Certainly, there was a freshness to the collection, a youthfulness and a sense of growth, flowering. The concrete tanks of the Tate were planted with a cornucopia of foliage, crunched underfoot by Gucci ballet flats. The shoes throughout were hardy, practical – feet on the ground, rather than a flight of fantasy. And the same was true of the clothes which, rather than an idyllic idealised idea of British dress – Beefeaters, princess dresses and the like – were rooted in reality. Sure, not every Brit wears a pussy-cat bow blouse, but there was a sense that they could, and maybe they would. There were a few overt nods to Britain, especially in checked, Mod-neat tailoring and embroideries that seemed to reinterpret tartan as trembling fringe embroideries. And, of course, the equestrian stuff – which is a Gucci-ism, but one that came from Guccio Gucci’s experience in London at the turn of the 19th century. But overall, this was a collection that could and would travel – no Brexit chauvinism, or indeed touristic simplification of Englishness. It bore out something De Sarno said before the show: “I like taking something that we think we know and breaking away from its rules.”

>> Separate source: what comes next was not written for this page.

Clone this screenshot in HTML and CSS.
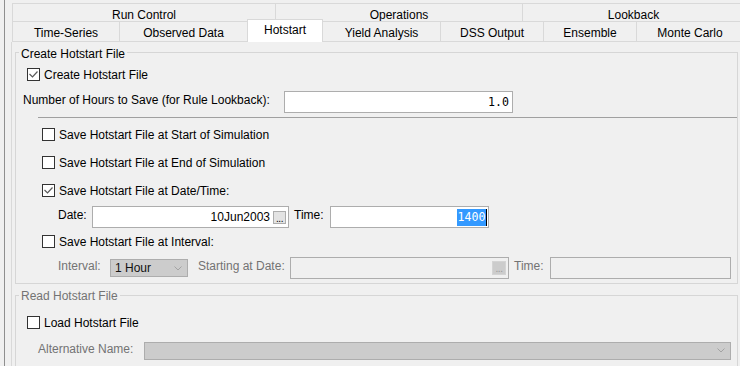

Britain is full of rules, of course – manners, class boundaries, not least dress codes and uniforms from Royal Ascot attire to military regalia, right back to the blazers and house ties of school days. So De Sarno had plenty to play with, and mixed different rules and strata of dress together to form a fusion that felt new. Bomber jackets were slung over evening dresses, tailoring clashed with transparent slips, embroideries transformed neat little coats. His flowering idea was literally represented with floral embroideries – not of precious blooms but of the humble daisy, worked into elaborate embellishments on fresh organza or into all-over riots carpeting tailoring. The message seemed to be a clash between the natural and romantic, and the strict and modern – wildness, barely contained.
But it wasn’t the Clash that had the last say, rather Blondie – that was the name of the archival Gucci bags De Sarno revived and blew up for the show. Apparently, they’re not connected to the band – although Debbie Harry sat front row, and one of their greatest hits, Heart of Glass, soundtracked the finale. But it was melded with Philip Glass, rock with rigour. Another rule broken.